Lloyd Gravegaard, a 40 year resident of Glen Avon Drive said he used the land almost daily.
“My understand is that when you built the new police tower in Bruce Park, you officially designated the park and did a swap so that you didn’t lose any parkland when you built that,” Gravegaard said. “Has that changed?”
“It’s my understanding that it is officially a park and I would think you would want to keep as much green space park as you can, especially as it’s water frontage.

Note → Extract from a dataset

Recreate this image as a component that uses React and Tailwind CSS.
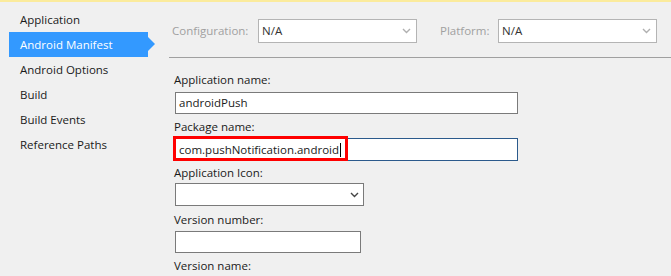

It gives everyone in the general area access to walk over to the water.”
Further, Gravegaard said if developed, the land would be “irreplaceable.”
Dawn Fortunato, a resident of Booth Court, said her neighbors would oppose development on Booth Place.
The parcel is at the bottom of a steep hill and adjacent to the dump where for decades an incinerator burned the town’s trash.
“A lot of these areas are super sensitive, because there’s contaminants on these properties,” she warned.
“If anyone got the property I’d rather see it go to the Housing Authority who is really making strides toward the needs we have,” Fortunato said.
She noted that the housing authority properties all count toward the 10% requirement and do so in perpetuity, while 8-30g developments expire after 40 years.
She said the green space was the only one for the Booth cul-de-sac.
“If you were to build that, you would take that away from us and we’d be left with nothing,” she said.
“Every time somebody builds, another person floods,” she said. “We’d like our neighborhood left the way it is.”